Directions
Below are the records. Retype, exactly, the lines from the first through the line with "import React from", and leave out the pictures.

Working data
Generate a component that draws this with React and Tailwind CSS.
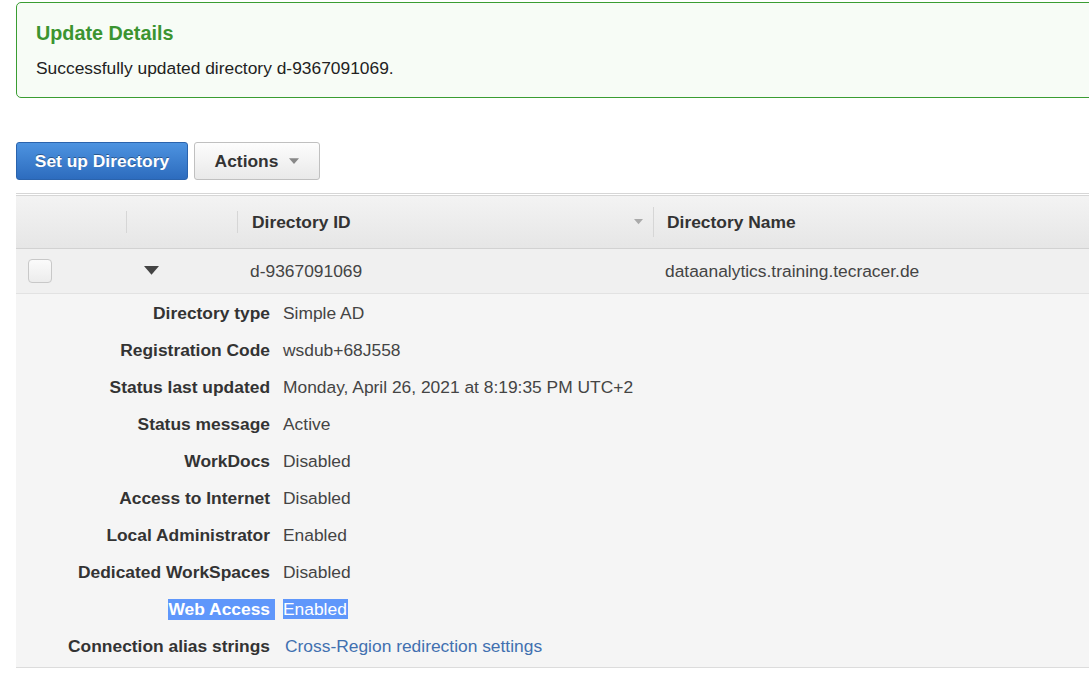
import React from "react";

const details = [
  ["Directory type", "Simple AD"],
  ["Registration Code", "wsdub+68J558"],
  ["Status last updated", "Monday, April 26, 2021 at 8:19:35 PM UTC+2"],
  ["Status message", "Active"],
  ["WorkDocs", "Disabled"],
  ["Access to Internet", "Disabled"],
  ["Local Administrator", "Enabled"],
  ["Dedicated WorkSpaces", "Disabled"],
];

function Caret({ className }) {
  return (
    <svg width="12" height="8" viewBox="0 0 12 8" className={className}>
      <path d="M0 0 H12 L6 7 Z" fill="currentColor" />
    </svg>
  );
}

export default function App() {
  return (
    <div
      className="w-[1089px] h-[675px] overflow-hidden bg-white text-[#333] text-[17.4px]"
      style={{ fontFamily: '"Liberation Sans", Arial, sans-serif' }}
    >
      <div className="pl-4 pt-[2px] w-[1120px]">
        {/* alert */}
        <div className="h-[96px] border border-[#3a9d32] rounded-[5px] bg-[#f7fcf6] pl-[19px] pt-[19px]">
          <div className="text-[19.8px] font-bold text-[#3b9430] leading-[22px]">Update Details</div>
          <div className="mt-[14px] text-[#222] leading-[20px]">Successfully updated directory d-9367091069.</div>
        </div>

        {/* buttons */}
        <div className="flex gap-[6px] mt-[44px]">
          <button className="h-[38px] w-[172px] rounded-[3px] border border-[#2a63ad] bg-gradient-to-b from-[#4d93e0] to-[#2d6cbe] text-white font-bold [text-shadow:0_-1px_0_rgba(0,0,0,0.35)]">
            Set up Directory
          </button>
          <button className="h-[38px] w-[126px] rounded-[3px] border border-[#c0c0c0] bg-gradient-to-b from-[#fdfdfd] to-[#e9e9e9] text-[#333] font-bold flex items-center justify-center gap-[11px]">
            Actions
            <Caret className="text-[#888] w-[10px] h-[7px]" />
          </button>
        </div>

        {/* table */}
        <div className="mt-[13px] border-t-[3px] border-double border-[#d6d6d6]">
          <div className="h-[53px] flex items-center bg-gradient-to-b from-[#f3f3f3] to-[#e6e6e6] border-b border-[#d2d2d2] font-bold text-[#333]">
            <div className="w-[111px] h-[22px] border-r border-[#d6d6d6]" />
            <div className="w-[111px] h-[22px] border-r border-[#d6d6d6]" />
            <div className="w-[415px] flex items-center justify-between pl-[14px] pr-[10px]">
              <span>Directory ID</span>
              <Caret className="text-[#aaa] w-[9px] h-[6px]" />
            </div>
            <div className="h-[30px] border-l border-[#d6d6d6] flex items-center pl-[13px]">Directory Name</div>
          </div>
          <div className="h-[45px] flex items-center bg-[#f0f0f0] border-b border-[#e2e2e2] text-[#444]">
            <div className="w-[111px] pl-[12px]">
              <div className="w-[24px] h-[24px] rounded-[4px] border border-[#c8c8c8] bg-gradient-to-b from-[#fbfbfb] to-[#ececec]" />
            </div>
            <div className="w-[111px] pl-[17px]">
              <Caret className="text-[#444] w-[15px] h-[10px]" />
            </div>
            <div className="w-[427px] pl-[12px]">d-9367091069</div>
            <div>dataanalytics.training.tecracer.de</div>
          </div>
          <div className="bg-[#f5f5f5] border-b border-[#dcdcdc] pt-[1px] pb-[2px]">
            {details.map(([k, v]) => (
              <div key={k} className="h-[37px] flex items-center">
                <div className="w-[254px] text-right font-bold text-[#333]">{k}</div>
                <div className="pl-[13px] text-[#444]">{v}</div>
              </div>
            ))}
            <div className="h-[37px] flex items-center">
              <div className="w-[259px] flex justify-end">
                <span className="bg-[#5f97fb] text-white font-bold pl-[1px] pr-[5px] leading-[21px]">Web Access</span>
              </div>
              <div className="pl-[8px]">
                <span className="bg-[#5f97fb] text-white leading-[21px] pr-[1px]">Enabled</span>
              </div>
            </div>
            <div className="h-[37px] flex items-center">
              <div className="w-[254px] text-right font-bold text-[#333]">Connection alias strings</div>
              <div className="pl-[15px] text-[#4170b0]">Cross-Region redirection settings</div>
            </div>
          </div>
        </div>
      </div>
    </div>
  );
}
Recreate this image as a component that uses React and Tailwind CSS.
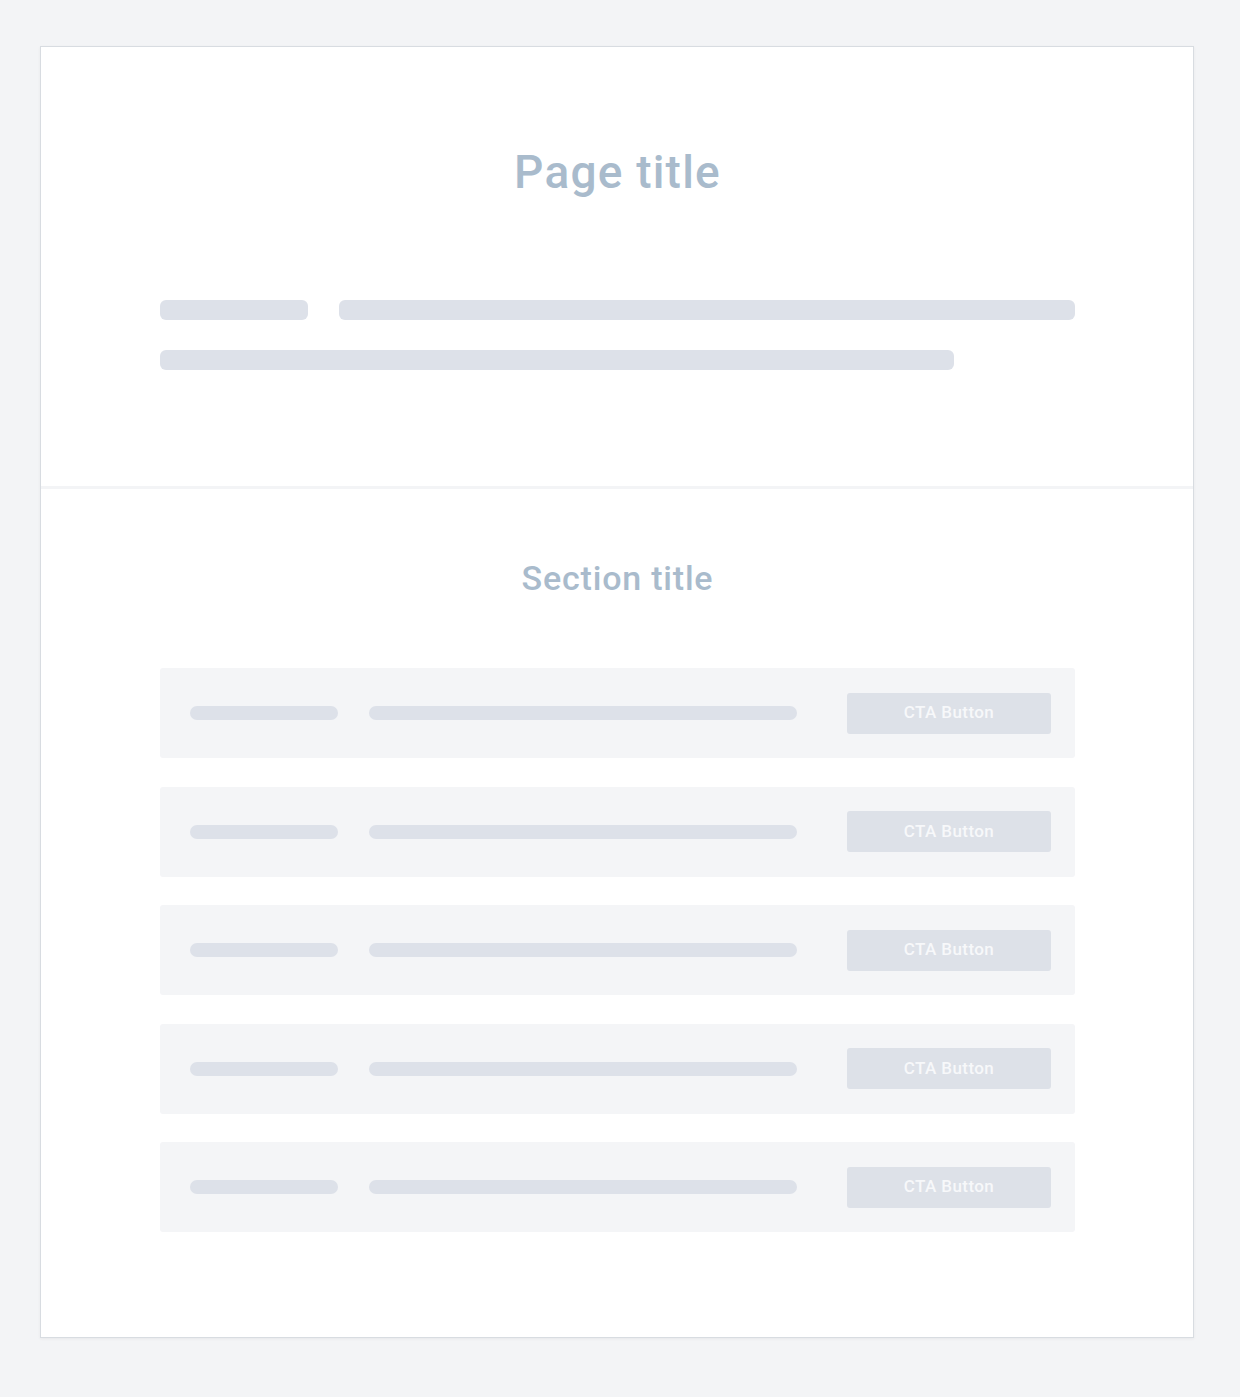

Solution
Generate a component that draws this with React and Tailwind CSS.
import React from "react";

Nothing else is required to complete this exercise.